Another prisoner said, "You made me feel like a human being!"
Yet another prisoner said, "For the first time in 20 years, I could let down my guard and sing nostalgic [Christmas] songs."
Scott adds, "Many men from both yards made sure to thank us for coming and [asked us] to please keep coming, as it makes a difference in their lives."
KINDLING HOPE FOR THE FUTURE
In addition to responding to Christ, the men at Broad River made other important decisions that day, too. Because of the event's emphasis on family relationships, many men were moved to sign up for Angel Tree®, a program that creates pathways to reconciliation for prisoner parents and their children. This introduction to Prison Fellowship programming also offers other opportunities to prisoners, like the Prison Fellowship Academy®, Connection Classes, and more.
"This even was the perfect opportunity to let men know that they haven't been forgotten by people outside," says James, a Prison Fellowship volunteer at Broad River.
We may only begin to grasp the enduring impact of a Hope Event—not only on those incarcerated, but on their cellmates, spouses, children, and ultimately the communities to which they return. And we can look forward to the ripple effect for generations ahead.

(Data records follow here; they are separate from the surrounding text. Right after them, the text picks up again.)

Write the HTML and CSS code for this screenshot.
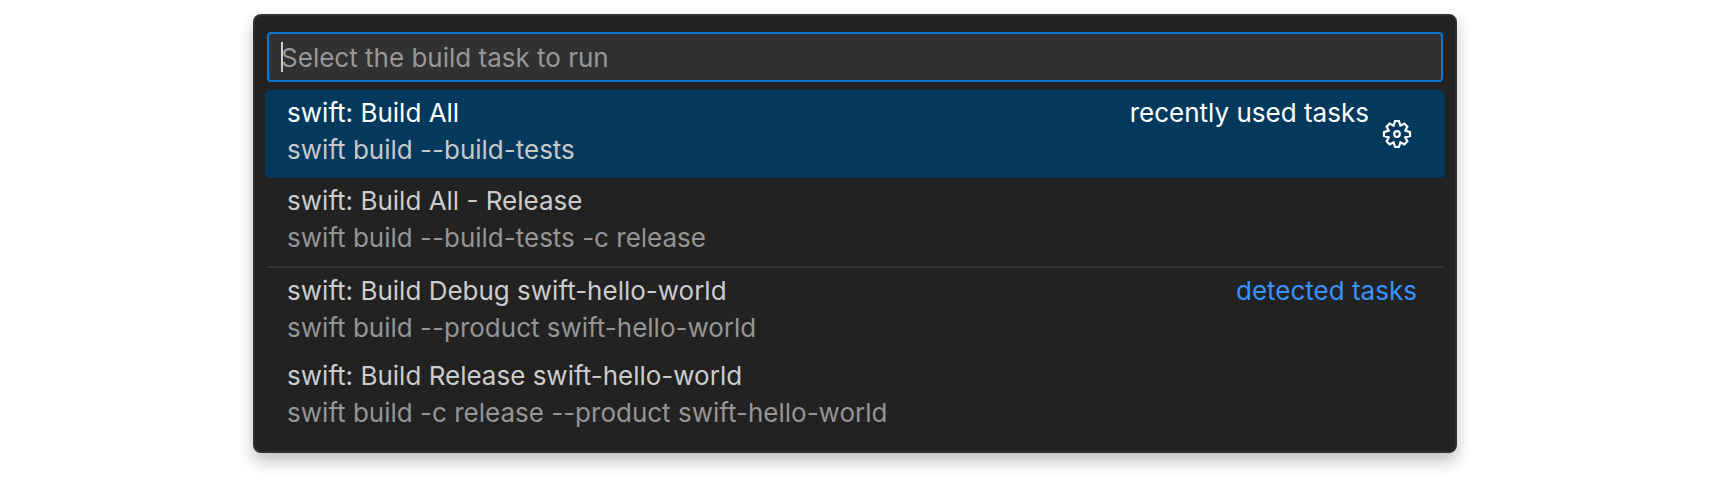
FILE: index.html
```html
<!DOCTYPE html>
<html lang="en">
<head>
<meta charset="utf-8">
<title>Build tasks</title>
<link rel="stylesheet" href="styles.css">
</head>
<body>
<main class="palette">
  <div class="field">
    <input class="search" type="text" aria-label="Select the build task to run" placeholder="Select the build task to run" autofocus>
  </div>
  <ul class="tasks">
    <li class="task selected">
      <div class="text"><div class="name">swift: Build All</div><div class="detail">swift build --build-tests</div></div>
      <span class="group">recently used tasks</span>
      <button class="gear" type="button" aria-label="Configure task">
        <svg viewBox="-16 -16 32 32" width="32" height="32" fill="none" stroke="currentColor" stroke-width="2.2">
          <path d="M-1.900-13H1.900L3.400-8.300 7.400-10.400 10.400-7.400 8.300-3.400 13-1.900V1.900L8.300 3.400 10.400 7.400 7.400 10.400 3.400 8.300 1.900 13H-1.900L-3.400 8.300-7.400 10.400-10.400 7.400-8.300 3.400-13 1.900V-1.900L-8.300-3.400-10.400-7.400-7.400-10.400-3.400-8.300Z"/>
          <circle r="2.8"/>
        </svg>
      </button>
    </li>
    <li class="task">
      <div class="text"><div class="name">swift: Build All - Release</div><div class="detail">swift build --build-tests -c release</div></div>
    </li>
    <li class="task divided">
      <div class="text"><div class="name">swift: Build Debug swift-hello-world</div><div class="detail">swift build --product swift-hello-world</div></div>
      <span class="group">detected tasks</span>
    </li>
    <li class="task">
      <div class="text"><div class="name">swift: Build Release swift-hello-world</div><div class="detail">swift build -c release --product swift-hello-world</div></div>
    </li>
  </ul>
</main>
</body>
</html>
```
FILE: styles.css
```css
* { box-sizing: border-box; }
body {
  margin: 0;
  padding: 14px 0 34px;
  background: #fff;
  font-family: Inter, "Liberation Sans", sans-serif;
  font-size: 26px;
  line-height: 37px;
}
.palette {
  width: 70.4%;
  margin: 0 auto;
  padding: 16px 10px 10px;
  border: 2px solid #303030;
  border-radius: 8px;
  background: #222;
  box-shadow: 0 8px 16px rgba(0, 0, 0, 0.25);
  color: #ccc;
}
.field {
  position: relative;
  margin: 0 2px 8px;
}
/* Steady text cursor at the start of the field */
.field::before {
  content: "";
  position: absolute;
  top: 10px;
  left: 14px;
  width: 2px;
  height: 30px;
  background: #ccc;
}
.search {
  display: block;
  width: 100%;
  height: 50px;
  padding: 0 12px;
  border: 2px solid #0078d4;
  border-radius: 4px;
  outline: 0;
  background: #313131;
  color: #ccc;
  caret-color: transparent;
  font: inherit;
}
.search::placeholder { color: #989898; opacity: 1; }
.tasks { margin: 0; padding: 0; list-style: none; }
.task {
  display: flex;
  min-height: 88px;
  padding: 4px 28px 4px 22px;
  border-radius: 6px;
}
.text { flex: 1; }
.detail { color: #959595; }
.group { color: #3794ff; }
.selected { background: #04395e; color: #fff; }
.selected .detail { color: #c8c8c8; }
.selected .group { color: #fff; }
.divided {
  min-height: 87px;
  margin: 0 2px;
  padding: 4px 26px 4px 20px;
  border-top: 2px solid #333;
  border-radius: 0;
}
.gear {
  align-self: center;
  margin: 0 4px 0 12px;
  padding: 0;
  border: 0;
  background: none;
  color: inherit;
}
.gear svg { display: block; }
```
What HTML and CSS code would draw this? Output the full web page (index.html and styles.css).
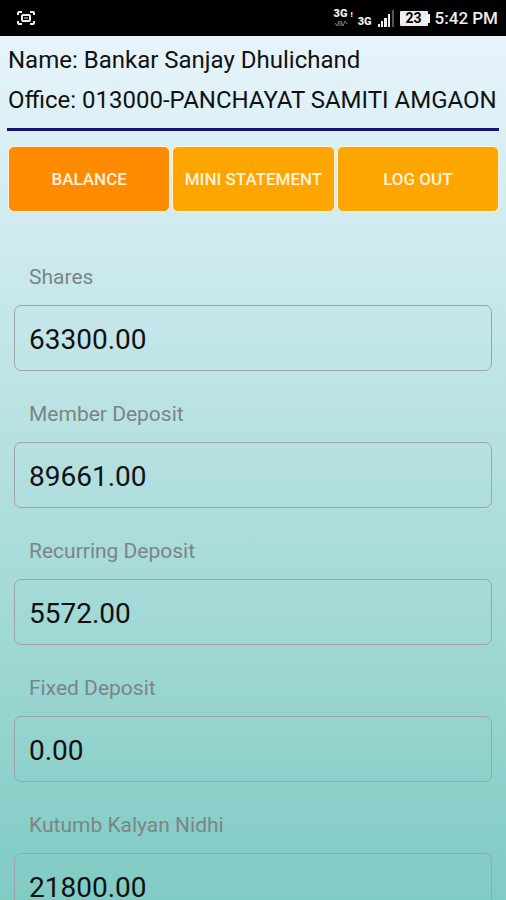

I have heard so much about the testimonies and one-on-one prayers. The music was very inspirational. What made it meaningful to the men was the victories of men who have been right where they are. In a place where there so much brokenness, we all witnessed hope. … Some of them don't get mail. They feel forgotten. Men who have been right where they are rode in from all over the state just to show them some love. I don't even know how many guys have approached me since then and have told me how much it meant to them. Hearing personal testimony from men who have been right where they are, and have recovered through a relationship with Jesus Christ, is their hope.
Jay, Prison Fellowship volunteer, Bridgeport Correctional Center in Texas
"It's amazing how a one-time event can plant many seeds," says Prison Fellowship volunteer Arlene.
*Name has been changed. Article updated February 2019.